Chinese Rhyme Prose
Fu, or rhyme-prose, is a major poetic form in Chinese literature circa 2nd century BC – 6th century AD, a “[h]ybrid of prose and rhymed verse…verging on what might be called the whitmanesque.”
This book includes 13 long poems: “descriptions and meditations on such subjects as mountains and abandoned cities, the sea and the wind, owls and goddesses, partings and the idle life”, as well as an introduction, and contemporary commentary, on the development and characteristics of the fu form.
The translator of this new edition, Burton Watson, is regarded as the best contemporary English translator of classical Chinese and Japanese literature. Translation between Chinese and English is notoriously challenging; I find this volume interesting both for the unique prose poetry form and the feat of translation that enables me to read it.

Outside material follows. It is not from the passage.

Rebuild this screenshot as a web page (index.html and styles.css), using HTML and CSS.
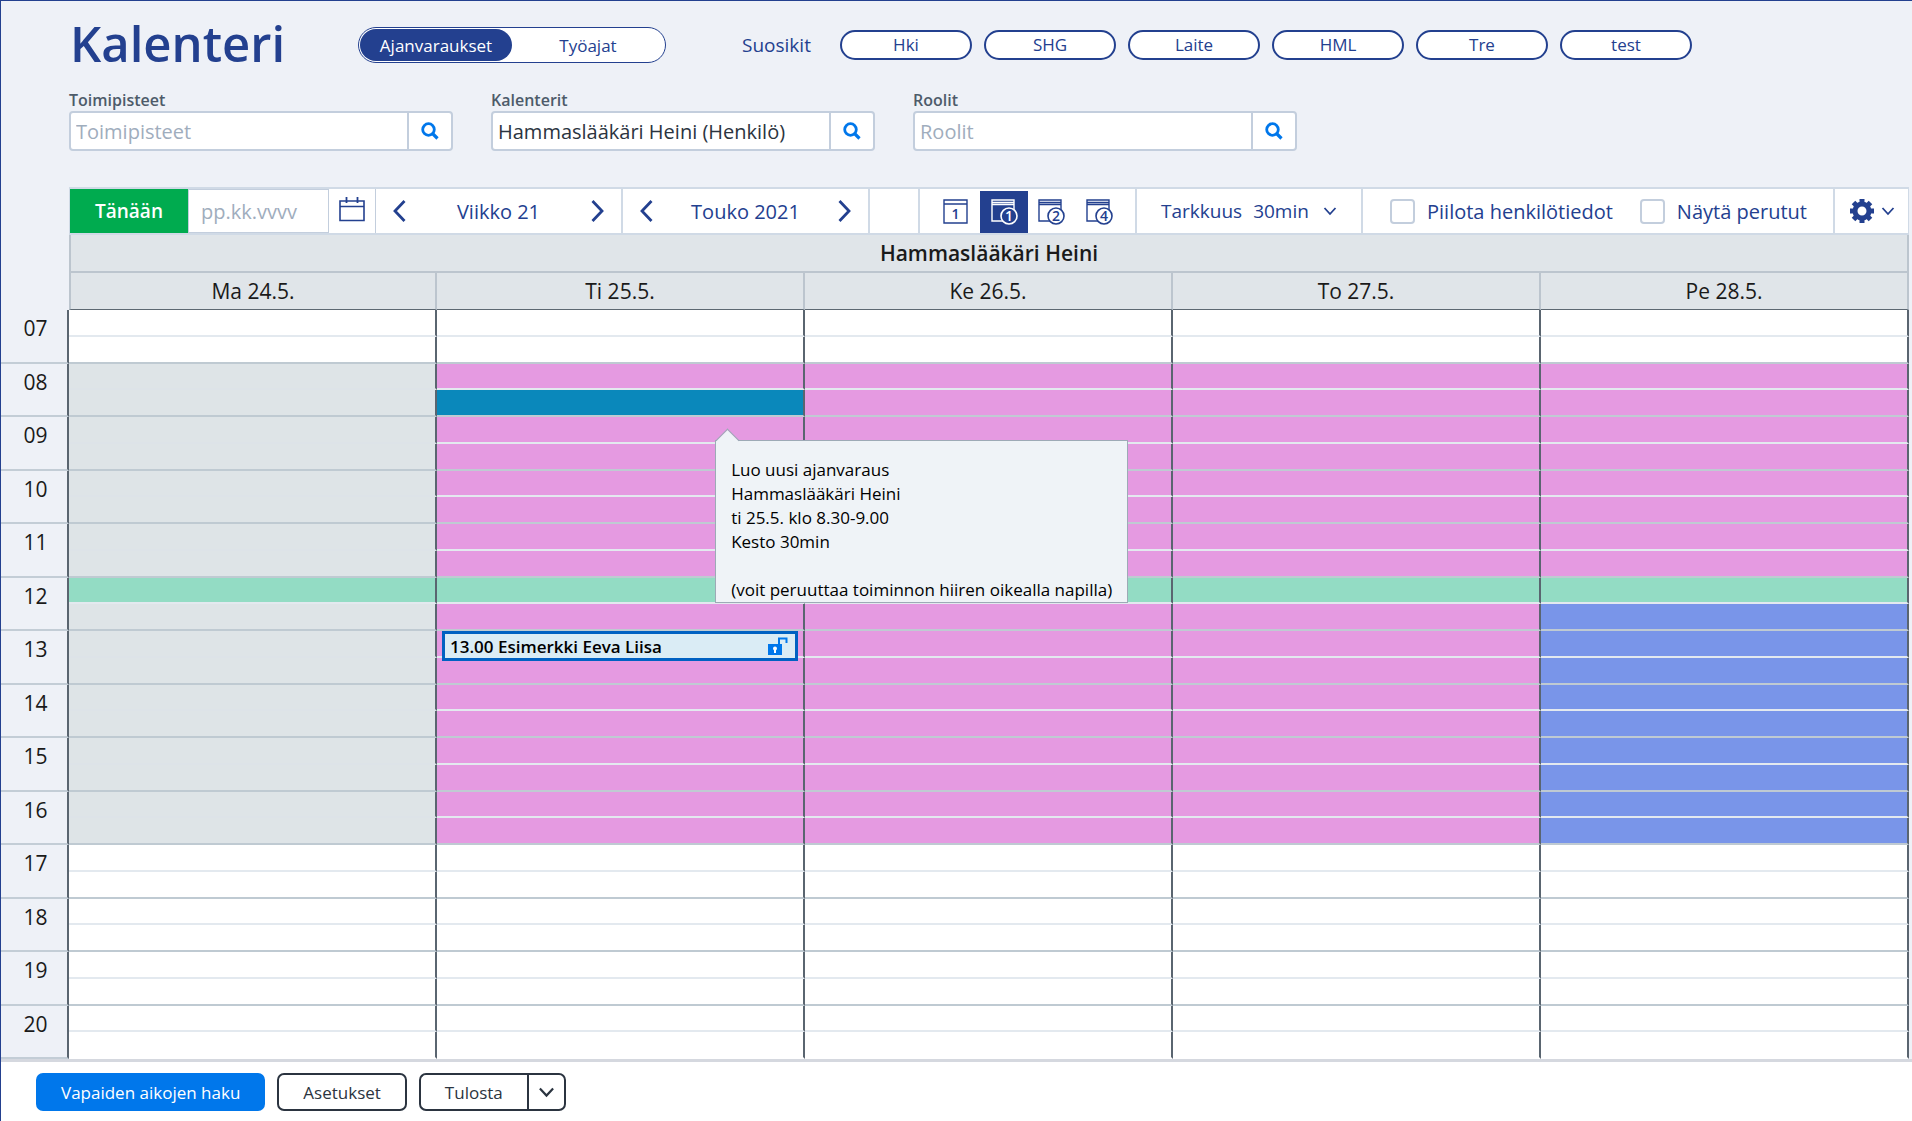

The introduction contains interesting history and close reading; there are also helpful introductions provided for each poem, plus further appendix excerpts. One thing noted is there’s an “[e]xuberance and wildness of language” in ancient Chinese, manifested here; I’m eager to see how Watson renders this language.
I love the idea of exploring the middle ground between prose and poetry: there are so many interesting ways such writing can manifest! Here, the two seem interspersed and interwoven. This seems a great example of how different shadings of language can meaningfully affect creative output.